◆ **DIRECTIVE**
Reproduce all of the data below without alteration; exclude every picture.

+ + + +

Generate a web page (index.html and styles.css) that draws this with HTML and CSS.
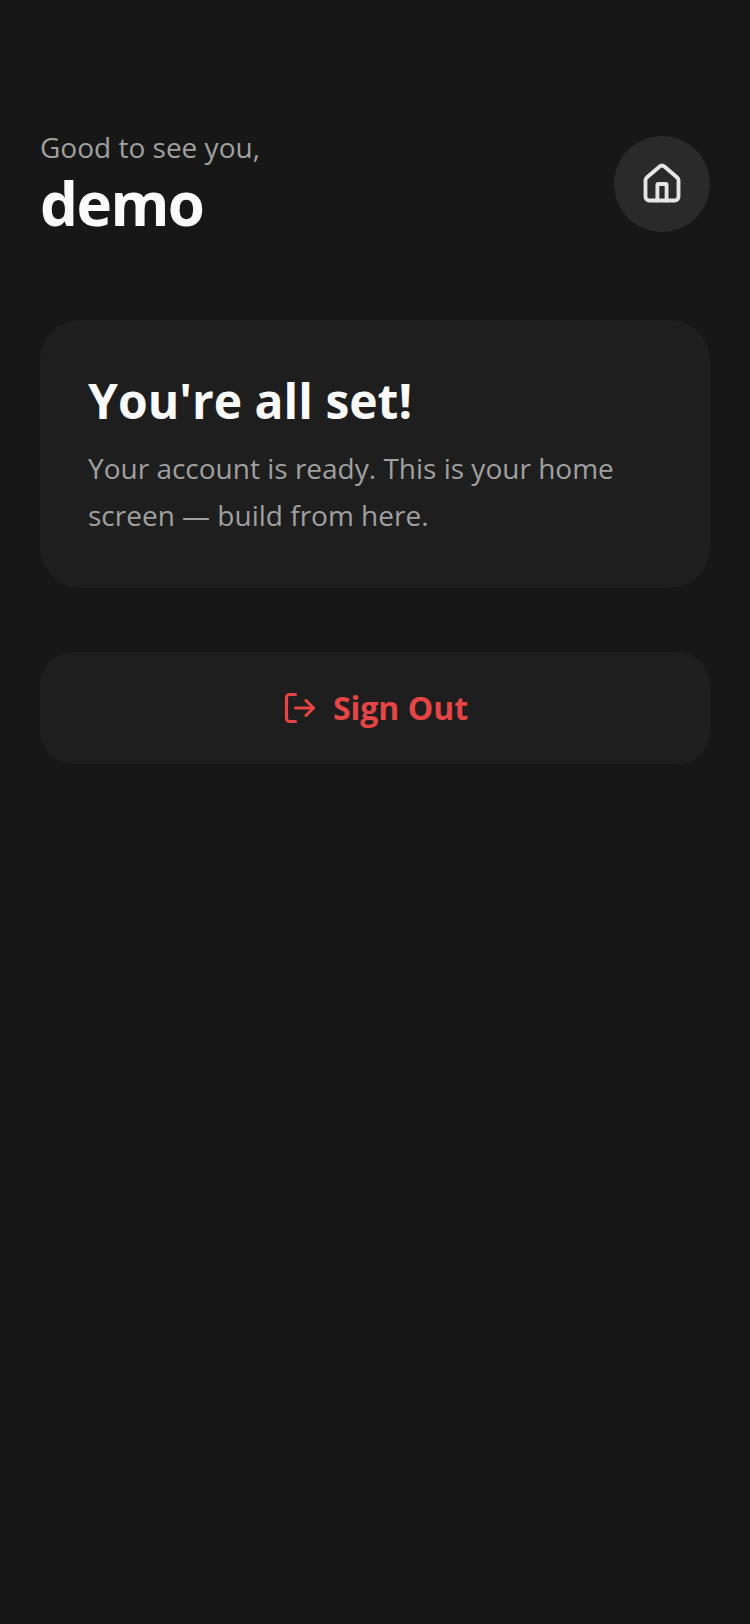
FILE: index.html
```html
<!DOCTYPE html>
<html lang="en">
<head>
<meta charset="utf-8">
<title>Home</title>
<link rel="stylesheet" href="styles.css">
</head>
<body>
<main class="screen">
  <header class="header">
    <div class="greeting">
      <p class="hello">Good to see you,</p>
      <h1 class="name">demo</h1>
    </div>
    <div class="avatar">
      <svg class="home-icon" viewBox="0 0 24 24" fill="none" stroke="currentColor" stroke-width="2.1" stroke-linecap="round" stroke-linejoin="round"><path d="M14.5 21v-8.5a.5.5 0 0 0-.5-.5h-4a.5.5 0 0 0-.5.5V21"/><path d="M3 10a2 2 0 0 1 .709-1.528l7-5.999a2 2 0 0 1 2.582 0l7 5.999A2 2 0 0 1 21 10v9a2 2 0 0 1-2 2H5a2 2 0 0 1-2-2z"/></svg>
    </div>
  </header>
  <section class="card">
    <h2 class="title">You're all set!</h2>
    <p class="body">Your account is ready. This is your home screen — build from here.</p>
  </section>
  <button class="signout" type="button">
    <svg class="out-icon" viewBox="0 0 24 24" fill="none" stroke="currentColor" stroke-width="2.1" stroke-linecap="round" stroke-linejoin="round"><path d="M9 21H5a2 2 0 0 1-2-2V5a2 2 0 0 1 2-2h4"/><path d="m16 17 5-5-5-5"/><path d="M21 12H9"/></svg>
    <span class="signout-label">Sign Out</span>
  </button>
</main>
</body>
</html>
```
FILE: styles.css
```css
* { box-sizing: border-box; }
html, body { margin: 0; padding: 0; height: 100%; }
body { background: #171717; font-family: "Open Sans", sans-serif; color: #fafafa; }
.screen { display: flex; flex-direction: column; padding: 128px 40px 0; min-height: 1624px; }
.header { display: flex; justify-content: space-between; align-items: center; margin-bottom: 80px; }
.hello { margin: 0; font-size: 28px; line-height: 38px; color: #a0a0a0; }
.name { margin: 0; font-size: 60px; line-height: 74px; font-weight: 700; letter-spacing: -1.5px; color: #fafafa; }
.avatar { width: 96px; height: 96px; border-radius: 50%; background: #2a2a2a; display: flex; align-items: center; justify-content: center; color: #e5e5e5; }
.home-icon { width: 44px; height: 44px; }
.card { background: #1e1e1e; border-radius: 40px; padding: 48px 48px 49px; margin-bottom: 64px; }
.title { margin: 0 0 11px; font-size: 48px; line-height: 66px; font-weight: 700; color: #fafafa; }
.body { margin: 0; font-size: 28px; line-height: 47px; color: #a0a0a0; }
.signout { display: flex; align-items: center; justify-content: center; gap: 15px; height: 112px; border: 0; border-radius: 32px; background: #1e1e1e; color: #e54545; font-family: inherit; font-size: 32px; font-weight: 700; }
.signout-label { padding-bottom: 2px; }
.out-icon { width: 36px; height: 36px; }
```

+ + + +

◆ **COMPLETE RESPONSE**
Generate a web page (index.html and styles.css) that draws this with HTML and CSS.
FILE: index.html
```html
<!DOCTYPE html>
<html lang="en">
<head>
<meta charset="utf-8">
<title>Home</title>
<link rel="stylesheet" href="styles.css">
</head>
<body>
<main class="screen">
  <header class="header">
    <div class="greeting">
      <p class="hello">Good to see you,</p>
      <h1 class="name">demo</h1>
    </div>
    <div class="avatar">
      <svg class="home-icon" viewBox="0 0 24 24" fill="none" stroke="currentColor" stroke-width="2.1" stroke-linecap="round" stroke-linejoin="round"><path d="M14.5 21v-8.5a.5.5 0 0 0-.5-.5h-4a.5.5 0 0 0-.5.5V21"/><path d="M3 10a2 2 0 0 1 .709-1.528l7-5.999a2 2 0 0 1 2.582 0l7 5.999A2 2 0 0 1 21 10v9a2 2 0 0 1-2 2H5a2 2 0 0 1-2-2z"/></svg>
    </div>
  </header>
  <section class="card">
    <h2 class="title">You're all set!</h2>
    <p class="body">Your account is ready. This is your home screen — build from here.</p>
  </section>
  <button class="signout" type="button">
    <svg class="out-icon" viewBox="0 0 24 24" fill="none" stroke="currentColor" stroke-width="2.1" stroke-linecap="round" stroke-linejoin="round"><path d="M9 21H5a2 2 0 0 1-2-2V5a2 2 0 0 1 2-2h4"/><path d="m16 17 5-5-5-5"/><path d="M21 12H9"/></svg>
    <span class="signout-label">Sign Out</span>
  </button>
</main>
</body>
</html>
```
FILE: styles.css
```css
* { box-sizing: border-box; }
html, body { margin: 0; padding: 0; height: 100%; }
body { background: #171717; font-family: "Open Sans", sans-serif; color: #fafafa; }
.screen { display: flex; flex-direction: column; padding: 128px 40px 0; min-height: 1624px; }
.header { display: flex; justify-content: space-between; align-items: center; margin-bottom: 80px; }
.hello { margin: 0; font-size: 28px; line-height: 38px; color: #a0a0a0; }
.name { margin: 0; font-size: 60px; line-height: 74px; font-weight: 700; letter-spacing: -1.5px; color: #fafafa; }
.avatar { width: 96px; height: 96px; border-radius: 50%; background: #2a2a2a; display: flex; align-items: center; justify-content: center; color: #e5e5e5; }
.home-icon { width: 44px; height: 44px; }
.card { background: #1e1e1e; border-radius: 40px; padding: 48px 48px 49px; margin-bottom: 64px; }
.title { margin: 0 0 11px; font-size: 48px; line-height: 66px; font-weight: 700; color: #fafafa; }
.body { margin: 0; font-size: 28px; line-height: 47px; color: #a0a0a0; }
.signout { display: flex; align-items: center; justify-content: center; gap: 15px; height: 112px; border: 0; border-radius: 32px; background: #1e1e1e; color: #e54545; font-family: inherit; font-size: 32px; font-weight: 700; }
.signout-label { padding-bottom: 2px; }
.out-icon { width: 36px; height: 36px; }
```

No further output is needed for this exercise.